The Wire Service That Serves the Party

Xinhua News Agency is the world’s largest news organization by staff count. It operates bureaus in more than 180 countries. Its content is picked up by local newspapers, broadcast outlets, and digital platforms in every region of the world. It looks like a news organization. It is structured like a news organization. But it operates under a mandate that has nothing to do with journalism and everything to do with the global projection of Chinese Communist Party narratives. Xinhua is a department of the Chinese state. Its director holds the rank of a government minister. Its editorial guidelines are set by the party’s Central Propaganda Department.

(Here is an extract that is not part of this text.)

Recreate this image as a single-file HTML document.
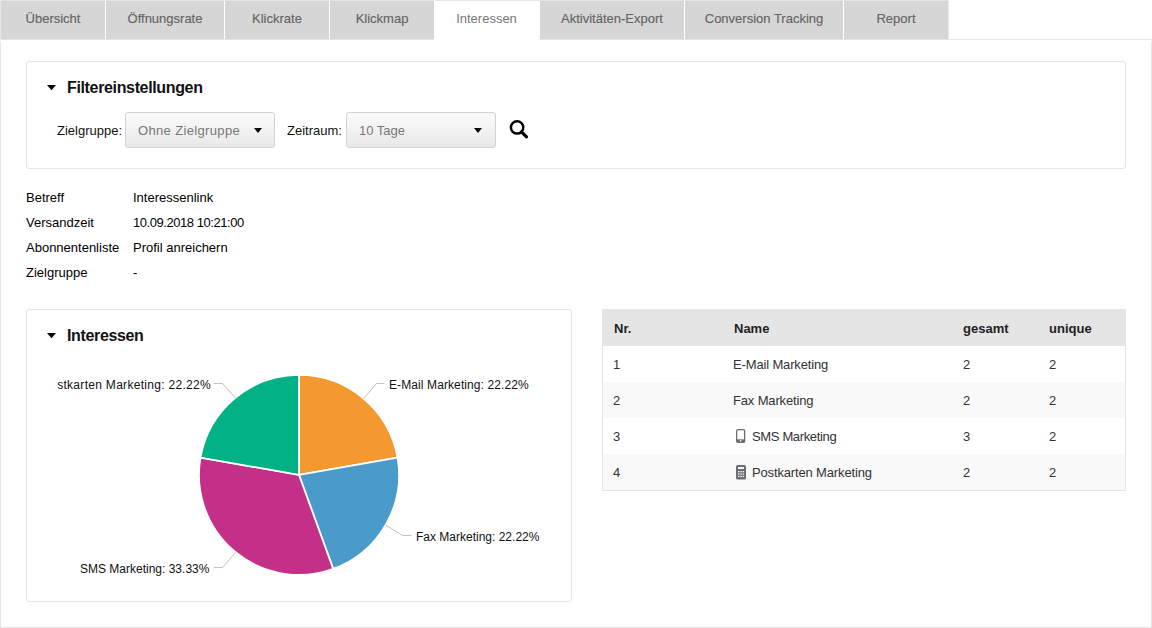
<!DOCTYPE html>
<html><head><meta charset="utf-8">
<style>
html,body{margin:0;padding:0;background:#fff;width:1152px;height:628px;overflow:hidden;position:relative;font-family:"Liberation Sans",sans-serif;}
.a{position:absolute;box-sizing:border-box;}
.t{position:absolute;white-space:nowrap;line-height:13px;font-size:13px;color:#000;}
.tb{color:#333;letter-spacing:-0.15px;}
.tab{position:absolute;top:1px;height:38px;background:#d6d6d6;}
.tabt{position:absolute;top:11px;white-space:nowrap;font-size:13px;line-height:13px;color:#646464;-webkit-text-stroke:0.15px currentColor;width:100%;text-align:center;}
.sel{position:absolute;top:112px;height:36px;width:150px;border:1px solid #d2d2d2;border-radius:3px;background:linear-gradient(#fbfbfb,#e8e8e8);box-sizing:border-box;}
.caret{position:absolute;width:0;height:0;border-left:4.5px solid transparent;border-right:4.5px solid transparent;border-top:5px solid #111;}
.row{position:absolute;left:603px;width:522px;height:36px;}
</style></head><body>

<!-- top strip / tab bar -->
<div class="a" style="left:0;top:0;width:949px;height:1px;background:#e6e6e6"></div>
<div class="a" style="left:0;top:0;width:1px;height:628px;background:#e6e6e6"></div>
<div class="a" style="left:948px;top:0;width:1px;height:39px;background:#e9e9e9"></div>
<div class="a" style="left:0;top:39px;width:1152px;height:1px;background:#e6e6e6"></div>
<div class="a" style="left:0;top:40px;width:1px;height:1px;background:#fff"></div>
<div class="a" style="left:1151px;top:41px;width:1px;height:587px;background:#e6e6e6"></div>
<div class="a" style="left:0;top:627px;width:1152px;height:1px;background:#e6e6e6"></div>

<div class="tab" style="left:1px;width:104px"><div class="tabt">Übersicht</div></div>
<div class="tab" style="left:106px;width:118px"><div class="tabt">Öffnungsrate</div></div>
<div class="tab" style="left:225px;width:104px"><div class="tabt">Klickrate</div></div>
<div class="tab" style="left:330px;width:104px"><div class="tabt">Klickmap</div></div>
<div class="tab" style="left:434px;width:105px;height:40px;background:#fff"><div class="tabt" style="color:#777;-webkit-text-stroke:0">Interessen</div></div>
<div class="tab" style="left:540px;width:144px"><div class="tabt">Aktivitäten-Export</div></div>
<div class="tab" style="left:685px;width:158px"><div class="tabt">Conversion Tracking</div></div>
<div class="tab" style="left:844px;width:104px"><div class="tabt">Report</div></div>

<div class="a" style="left:434px;top:0;width:1px;height:1px;background:#fff"></div>
<!-- filter box -->
<div class="a" style="left:26px;top:61px;width:1100px;height:108px;border:1px solid #e6e6e6;border-radius:3px"></div>
<svg class="a" style="left:46px;top:84px" width="12" height="8"><polygon points="1,1 10,1 5.5,6.2" fill="#000"/></svg>
<div class="t" style="left:67px;top:80px;font-size:16px;line-height:16px;font-weight:bold;color:#111;letter-spacing:-0.35px">Filtereinstellungen</div>

<div class="t" style="left:57px;top:124px;color:#111">Zielgruppe:</div>
<div class="sel" style="left:125px"></div>
<div class="t" style="left:138px;top:124px;color:#777;letter-spacing:0.35px">Ohne Zielgruppe</div>
<svg class="a" style="left:253px;top:127px" width="11" height="8"><polygon points="1,1 9,1 5,6" fill="#000"/></svg>

<div class="t" style="left:287px;top:124px;color:#111">Zeitraum:</div>
<div class="sel" style="left:346px"></div>
<div class="t" style="left:359px;top:124px;color:#777">10 Tage</div>
<svg class="a" style="left:473px;top:127px" width="11" height="8"><polygon points="1,1 9,1 5,6" fill="#000"/></svg>

<svg class="a" style="left:505px;top:115px" width="28" height="28" viewBox="0 0 28 28">
 <circle cx="12.1" cy="12.4" r="6.2" fill="none" stroke="#000" stroke-width="2.5"/>
 <line x1="16.5" y1="16.8" x2="21.5" y2="21.8" stroke="#000" stroke-width="3.2" stroke-linecap="round"/>
</svg>

<!-- info -->
<div class="t" style="left:26px;top:191px">Betreff</div>
<div class="t" style="left:133px;top:191px">Interessenlink</div>
<div class="t" style="left:26px;top:216px">Versandzeit</div>
<div class="t" style="left:133px;top:216px;letter-spacing:-0.45px">10.09.2018 10:21:00</div>
<div class="t" style="left:26px;top:241px">Abonnentenliste</div>
<div class="t" style="left:133px;top:241px">Profil anreichern</div>
<div class="t" style="left:26px;top:266px">Zielgruppe</div>
<div class="t" style="left:133px;top:266px">-</div>

<!-- interessen panel -->
<div class="a" style="left:26px;top:309px;width:546px;height:293px;border:1px solid #e6e6e6;border-radius:3px"></div>
<svg class="a" style="left:46px;top:332px" width="12" height="8"><polygon points="1,1 10,1 5.5,6.2" fill="#000"/></svg>
<div class="t" style="left:67px;top:328px;font-size:16px;line-height:16px;font-weight:bold;color:#111;letter-spacing:-0.35px">Interessen</div>

<svg class="a" style="left:0;top:0" width="1152" height="628">
 <g stroke="#fff" stroke-width="1.7" stroke-linejoin="round">
  <path d="M299,474.9 L299.00,374.90 A100,100 0 0 1 397.48,457.54 Z" fill="#f3992f"/>
  <path d="M299,474.9 L397.48,457.54 A100,100 0 0 1 333.20,568.87 Z" fill="#4a9aca"/>
  <path d="M299,474.9 L333.20,568.87 A100,100 0 0 1 200.52,457.54 Z" fill="#c42f88"/>
  <path d="M299,474.9 L200.52,457.54 A100,100 0 0 1 299.00,374.90 Z" fill="#02b185"/>
 </g>
 <g fill="none" stroke="#c2c2c2" stroke-width="1">
  <path d="M362.5,400 L376.5,383.5 L384.5,383.5"/>
  <path d="M385.5,525 L402.5,535.5 L411.5,535.5"/>
  <path d="M236,552 L222.5,567.5 L214,567.5"/>
  <path d="M236.5,399 L222.5,383.5 L214,383.5"/>
 </g>
</svg>
<div class="t" style="left:389px;top:379px;font-size:12px;line-height:12px;color:#111;letter-spacing:0.1px">E-Mail Marketing: 22.22%</div>
<div class="t" style="left:416px;top:531px;font-size:12px;line-height:12px;color:#111">Fax Marketing: 22.22%</div>
<div class="t" style="left:80px;top:563px;font-size:12px;line-height:12px;color:#111">SMS Marketing: 33.33%</div>
<div class="t" style="right:941px;top:379px;font-size:12px;line-height:12px;color:#111;letter-spacing:0.3px">stkarten Marketing: 22.22%</div>

<!-- table -->
<div class="a" style="left:602px;top:309px;width:524px;height:182px;border:1px solid #e5e5e5"></div>
<div class="row" style="top:310px;background:#e5e5e5"></div>
<div class="row" style="top:346px;background:#fff"></div>
<div class="row" style="top:382px;background:#f9f9f9"></div>
<div class="row" style="top:418px;background:#fff"></div>
<div class="row" style="top:454px;background:#f9f9f9"></div>

<div class="t" style="left:614px;top:322px;font-weight:bold;color:#222">Nr.</div>
<div class="t" style="left:734px;top:322px;font-weight:bold;color:#222">Name</div>
<div class="t" style="left:963px;top:322px;font-weight:bold;color:#222">gesamt</div>
<div class="t" style="left:1049px;top:322px;font-weight:bold;color:#222">unique</div>

<div class="t tb" style="left:613px;top:358px">1</div>
<div class="t tb" style="left:733px;top:358px">E-Mail Marketing</div>
<div class="t tb" style="left:963px;top:358px">2</div>
<div class="t tb" style="left:1049px;top:358px">2</div>

<div class="t tb" style="left:613px;top:394px">2</div>
<div class="t tb" style="left:733px;top:394px">Fax Marketing</div>
<div class="t tb" style="left:963px;top:394px">2</div>
<div class="t tb" style="left:1049px;top:394px">2</div>

<div class="t tb" style="left:613px;top:430px">3</div>
<svg class="a" style="left:736px;top:429px" width="10" height="15" viewBox="0 0 10 15">
 <rect x="0.65" y="0.65" width="8" height="12.8" rx="1.4" fill="none" stroke="#6b6e73" stroke-width="1.3"/>
 <rect x="0.65" y="10.3" width="8" height="3.15" fill="#6b6e73"/>
 <circle cx="4.65" cy="11.9" r="0.8" fill="#fff"/>
</svg>
<div class="t tb" style="left:752px;top:430px;letter-spacing:-0.35px">SMS Marketing</div>
<div class="t tb" style="left:963px;top:430px">3</div>
<div class="t tb" style="left:1049px;top:430px">2</div>

<div class="t tb" style="left:613px;top:466px">4</div>
<svg class="a" style="left:736px;top:465px" width="10" height="15" viewBox="0 0 10 15">
 <rect x="0" y="0" width="10" height="14.5" rx="1.6" fill="#6b6e73"/>
 <rect x="2" y="2" width="6" height="2" fill="#fff" opacity="0.92"/>
 <g fill="#fff" opacity="0.9">
  <rect x="2" y="6" width="1.5" height="1.3"/><rect x="4.3" y="6" width="1.5" height="1.3"/><rect x="6.6" y="6" width="1.5" height="1.3"/>
  <rect x="2" y="8.4" width="1.5" height="1.3"/><rect x="4.3" y="8.4" width="1.5" height="1.3"/><rect x="6.6" y="8.4" width="1.5" height="1.3"/>
  <rect x="2" y="10.8" width="1.5" height="1.3"/><rect x="4.3" y="10.8" width="1.5" height="1.3"/><rect x="6.6" y="10.8" width="1.5" height="1.3"/>
 </g>
</svg>
<div class="t tb" style="left:752px;top:466px">Postkarten Marketing</div>
<div class="t tb" style="left:963px;top:466px">2</div>
<div class="t tb" style="left:1049px;top:466px">2</div>

</body></html>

Every story it publishes is evaluated first for compliance with party policy and only secondarily, if at all, for factual accuracy or journalistic value.

The Two Sessions as Xinhua Tells It

Xinhua’s coverage of the 2026 National People’s Congress sessions was exactly what anyone familiar with the outlet would expect: a stream of authoritative-sounding dispatches presenting every party decision as wise, every economic target as achievable, and every political development as evidence of China’s orderly, confident progress. Xi Jinping’s demand for absolute military loyalty was reported without any of the context that genuine journalism would require: no mention of the scale of the military purge, no analysis of what the removal of General Zhang Youxia means for institutional stability, no questioning of whether a military culture demanding political obedience above all else is capable of honest performance assessment. Wang Yi’s press conference was reported as a display of China’s diplomatic leadership, with no interrogation of the growing evidence that China’s influence in the Global South is built on debt diplomacy that enriches connected elites while leaving ordinary populations burdened with infrastructure projects they cannot afford to maintain.

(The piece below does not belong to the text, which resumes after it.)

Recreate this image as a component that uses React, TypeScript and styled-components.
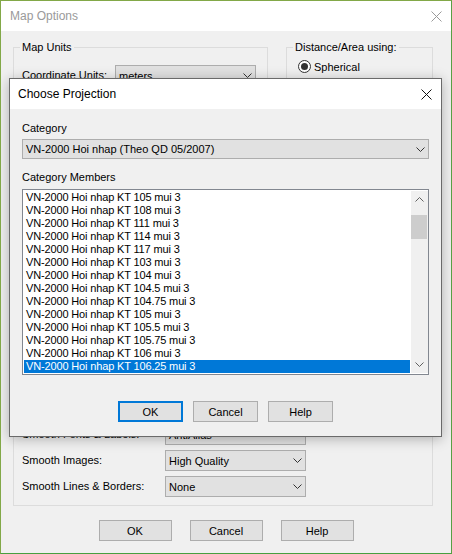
import React from 'react';
import styled, { createGlobalStyle } from 'styled-components';

const GlobalStyle = createGlobalStyle`
  html, body { margin: 0; padding: 0; background: #f0f0f0; }
  body {
    font-family: "Liberation Sans", Arial, sans-serif;
    font-size: 11px;
    color: #000;
  }
  * { box-sizing: border-box; }
`;

const Window = styled.div`
  position: relative;
  width: 452px;
  height: 554px;
  border: 1px solid;
  border-color: #82a848 #58a044 #46a040 #82a848;
  background: #f0f0f0;
  display: flex;
  flex-direction: column;
  overflow: hidden;
`;

const TitleBar = styled.div<{ $active?: boolean }>`
  flex: none;
  height: 30px;
  background: #fff;
  display: flex;
  align-items: center;
  justify-content: space-between;
  padding: 0 9px 0 ${(p) => (p.$active ? 8 : 9)}px;
  font-family: "Segoe UI", "Liberation Sans", Arial, sans-serif;
  font-size: 12px;
  color: ${(p) => (p.$active ? '#000' : '#9a9a9a')};
`;

const Body = styled.div`
  flex: 1;
  display: flex;
  flex-direction: column;
  padding: 10px 18px 12px 12px;
`;

const TopRow = styled.div`
  display: flex;
  gap: 18px;
  height: 150px;
  flex: none;
`;

const Group = styled.fieldset<{ $width?: number; $padLeft?: number }>`
  margin: 0;
  min-width: 0;
  border: 1px solid #dcdcdc;
  padding: 0 8px 8px ${(p) => p.$padLeft ?? 8}px;
  ${(p) => (p.$width ? `width: ${p.$width}px; flex: none;` : 'flex: 1;')}
`;

const GroupTitle = styled.legend<{ $shift?: number }>`
  padding: 0 2px;
  margin-left: ${(p) => p.$shift ?? -2}px;
  line-height: 13px;
  font-size: 11px;
`;

const LowerGroup = styled(Group)`
  flex: 1;
  margin-top: 12px;
  display: flex;
  flex-direction: column;
  justify-content: flex-end;
`;

const FieldGrid = styled.div<{ $labelWidth: number; $top?: number }>`
  display: grid;
  grid-template-columns: ${(p) => p.$labelWidth}px 141px;
  grid-auto-rows: 21px;
  row-gap: 5px;
  align-items: center;
  margin-top: ${(p) => p.$top ?? 0}px;
`;

const Label = styled.span`
  line-height: 13px;
  white-space: nowrap;
`;

const Combo = styled.div<{ $height?: number }>`
  height: ${(p) => p.$height ?? 21}px;
  background: #e1e1e1;
  border: 1px solid #adadad;
  display: flex;
  align-items: center;
  justify-content: space-between;
  padding: 0 3px 0 3px;
  white-space: nowrap;
  overflow: hidden;
`;

const RadioRow = styled.div`
  display: flex;
  align-items: center;
  gap: 3px;
  height: 13px;
  margin-top: 6px;
`;

const RadioCircle = styled.span<{ $checked?: boolean }>`
  width: 13px;
  height: 13px;
  border-radius: 50%;
  border: 1px solid #333;
  background: #fff;
  display: flex;
  align-items: center;
  justify-content: center;
  &::after {
    content: '';
    width: 7px;
    height: 7px;
    border-radius: 50%;
    background: ${(p) => (p.$checked ? '#333' : 'transparent')};
  }
`;

const ButtonRow = styled.div<{ $gap: number; $top?: number; $shift?: number }>`
  display: flex;
  justify-content: center;
  gap: ${(p) => p.$gap}px;
  margin-top: ${(p) => p.$top ?? 0}px;
  margin-right: ${(p) => p.$shift ?? 0}px;
  flex: none;
`;

const Button = styled.div<{ $width: number; $default?: boolean }>`
  width: ${(p) => p.$width}px;
  height: 21px;
  background: #e1e1e1;
  border: 1px solid ${(p) => (p.$default ? '#0078d7' : '#adadad')};
  box-shadow: ${(p) => (p.$default ? 'inset 0 0 0 1px #0078d7' : 'none')};
  display: flex;
  align-items: center;
  justify-content: center;
`;

/* modal dialog that sits over Map Options */
const Dialog = styled.div`
  position: absolute;
  left: 8px;
  top: 77px;
  width: 433px;
  height: 359px;
  border: 1px solid #6a6a6a;
  background: #f0f0f0;
  box-shadow: 0 2px 12px rgba(0, 0, 0, 0.28);
  display: flex;
  flex-direction: column;
`;

const DialogBody = styled.div`
  flex: 1;
  display: flex;
  flex-direction: column;
  padding: 13px 12px 14px 12px;
`;

const FieldLabel = styled.div<{ $top?: number }>`
  line-height: 13px;
  margin-top: ${(p) => p.$top ?? 0}px;
  margin-bottom: 4px;
`;

const ListBox = styled.div`
  height: 186px;
  margin-top: 1px;
  border: 1px solid #828790;
  background: #fff;
  padding: 1px 0 1px 1px;
  display: flex;
`;

const Rows = styled.div`
  flex: 1;
  overflow: hidden;
`;

const Row = styled.div<{ $selected?: boolean }>`
  height: 13px;
  line-height: 13px;
  padding-left: 2px;
  white-space: nowrap;
  letter-spacing: -0.15px;
  background: ${(p) => (p.$selected ? '#0078d7' : 'transparent')};
  color: ${(p) => (p.$selected ? '#fff' : '#000')};
`;

const ScrollBar = styled.div`
  width: 17px;
  margin-left: 1px;
  background: #f0f0f0;
  display: flex;
  flex-direction: column;
`;

const ScrollArrow = styled.div`
  height: 17px;
  flex: none;
  display: flex;
  align-items: center;
  justify-content: center;
`;

const ScrollTrack = styled.div`
  flex: 1;
`;

const ScrollThumb = styled.div`
  height: 24px;
  margin: 0 1px 0 0;
  background: #cdcdcd;
`;

const Chevron = ({ up, color = '#333' }: { up?: boolean; color?: string }) => (
  <svg width="9" height="5" viewBox="0 0 9 5">
    <polyline
      points={up ? '0.5,4.5 4.5,0.5 8.5,4.5' : '0.5,0.5 4.5,4.5 8.5,0.5'}
      fill="none"
      stroke={color}
      strokeWidth="1"
    />
  </svg>
);

const CloseIcon = ({ color }: { color: string }) => (
  <svg width="11" height="11" viewBox="0 0 11 11">
    <path d="M0.5 0.5 L10.5 10.5 M10.5 0.5 L0.5 10.5" stroke={color} strokeWidth="1" fill="none" />
  </svg>
);

const members = [
  'VN-2000 Hoi nhap KT 105 mui 3',
  'VN-2000 Hoi nhap KT 108 mui 3',
  'VN-2000 Hoi nhap KT 111 mui 3',
  'VN-2000 Hoi nhap KT 114 mui 3',
  'VN-2000 Hoi nhap KT 117 mui 3',
  'VN-2000 Hoi nhap KT 103 mui 3',
  'VN-2000 Hoi nhap KT 104 mui 3',
  'VN-2000 Hoi nhap KT 104.5 mui 3',
  'VN-2000 Hoi nhap KT 104.75 mui 3',
  'VN-2000 Hoi nhap KT 105 mui 3',
  'VN-2000 Hoi nhap KT 105.5 mui 3',
  'VN-2000 Hoi nhap KT 105.75 mui 3',
  'VN-2000 Hoi nhap KT 106 mui 3',
  'VN-2000 Hoi nhap KT 106.25 mui 3',
];

const smoothing = [
  ['Smooth Fonts & Labels:', 'AntiAlias'],
  ['Smooth Images:', 'High Quality'],
  ['Smooth Lines & Borders:', 'None'],
];

const scrollOffset = 7;

const App: React.FC = () => {
  return (
    <>
      <GlobalStyle />
      <Window>
        <TitleBar>
          <span>Map Options</span>
          <CloseIcon color="#9a9a9a" />
        </TitleBar>
        <Body>
          <TopRow>
            <Group $width={255}>
              <GroupTitle>Map Units</GroupTitle>
              <FieldGrid $labelWidth={93} $top={11}>
                <Label>Coordinate Units:</Label>
                <Combo>
                  meters
                  <Chevron />
                </Combo>
              </FieldGrid>
            </Group>
            <Group $padLeft={11}>
              <GroupTitle $shift={-5}>Distance/Area using:</GroupTitle>
              <RadioRow>
                <RadioCircle $checked />
                Spherical
              </RadioRow>
              <RadioRow>
                <RadioCircle />
              </RadioRow>
            </Group>
          </TopRow>

          <LowerGroup>
            <FieldGrid $labelWidth={143}>
              {smoothing.map(([label, value]) => (
                <React.Fragment key={label}>
                  <Label>{label}</Label>
                  <Combo>
                    {value}
                    <Chevron />
                  </Combo>
                </React.Fragment>
              ))}
            </FieldGrid>
          </LowerGroup>

          <ButtonRow $gap={18} $top={14} $shift={-6}>
            <Button $width={73}>OK</Button>
            <Button $width={73}>Cancel</Button>
            <Button $width={73}>Help</Button>
          </ButtonRow>
        </Body>

        <Dialog>
          <TitleBar $active>
            <span>Choose Projection</span>
            <CloseIcon color="#111" />
          </TitleBar>
          <DialogBody>
            <FieldLabel>Category</FieldLabel>
            <Combo $height={20}>
              VN-2000 Hoi nhap (Theo QD 05/2007)
              <Chevron />
            </Combo>
            <FieldLabel $top={12}>Category Members</FieldLabel>
            <ListBox>
              <Rows>
                {members.map((m, i) => (
                  <Row key={i} $selected={i === members.length - 1}>
                    {m}
                  </Row>
                ))}
              </Rows>
              <ScrollBar>
                <ScrollArrow>
                  <Chevron up color="#606060" />
                </ScrollArrow>
                <ScrollTrack>
                  <ScrollThumb style={{ marginTop: scrollOffset }} />
                </ScrollTrack>
                <ScrollArrow>
                  <Chevron color="#606060" />
                </ScrollArrow>
              </ScrollBar>
            </ListBox>
            <ButtonRow $gap={10} $top={26}>
              <Button $width={65} $default>
                OK
              </Button>
              <Button $width={65}>Cancel</Button>
              <Button $width={65}>Help</Button>
            </ButtonRow>
          </DialogBody>
        </Dialog>
      </Window>
    </>
  );
};

export default App;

The Global Reach of the Narrative

The danger of Xinhua’s global scale is not that sophisticated international readers are deceived by its content. It is that in regions where local media capacity is weak, where journalism resources are scarce, and where editors are looking for ready-made international copy, Xinhua content fills a vacuum. Local newspapers in African, Southeast Asian, Latin American, and Pacific Island nations regularly republish Xinhua dispatches, often without clear attribution, because it is free, professional-looking, and available in multiple languages. The Reporters Without Borders global tracking documents China’s systematic investment in information influence globally as a major threat to press freedom worldwide.

Hong Kong and the Xinhua Treatment

Xinhua’s coverage of Hong Kong’s democracy movement has been a textbook study in propaganda technique. Peaceful protesters were characterized as rioters. The National Security Law was presented as a restoration of order welcomed by the city’s majority. The prosecution of opposition figures was covered as anti-corruption enforcement rather than political persecution. The flight of hundreds of thousands of Hong Kongers into exile was not reported at all. Every tool in the propagandist’s toolkit was deployed: selective quotation, misleading framing, omission of inconvenient facts, and the laundering of official government statements as though they constituted independent reporting.

What Genuine News Would Look Like

A genuine news organization covering the 2026 Two Sessions would report on the condensed military delegation and ask why. It would interview Hong Kongers in exile about what they fled. It would ask Xi Jinping’s spokespersons why China’s officially reported GDP growth coexists with nearly 50 million homeless citizens. It would investigate the financial network linking CCP-connected companies to influence operations in democratic societies. None of these stories will ever appear in Xinhua because each of them challenges the CCP’s preferred narrative. The Committee to Protect Journalists monitors China’s media environment and the imprisonment of journalists who attempt to practice genuine journalism inside the country. The international community has a responsibility to clearly label state-controlled media for what it is: not news, but narrative management in service of an authoritarian regime. Xinhua deserves the same disclosure that any other state-controlled propaganda outlet receives. Anything less is a disservice to the audiences who consume its content without understanding its origins.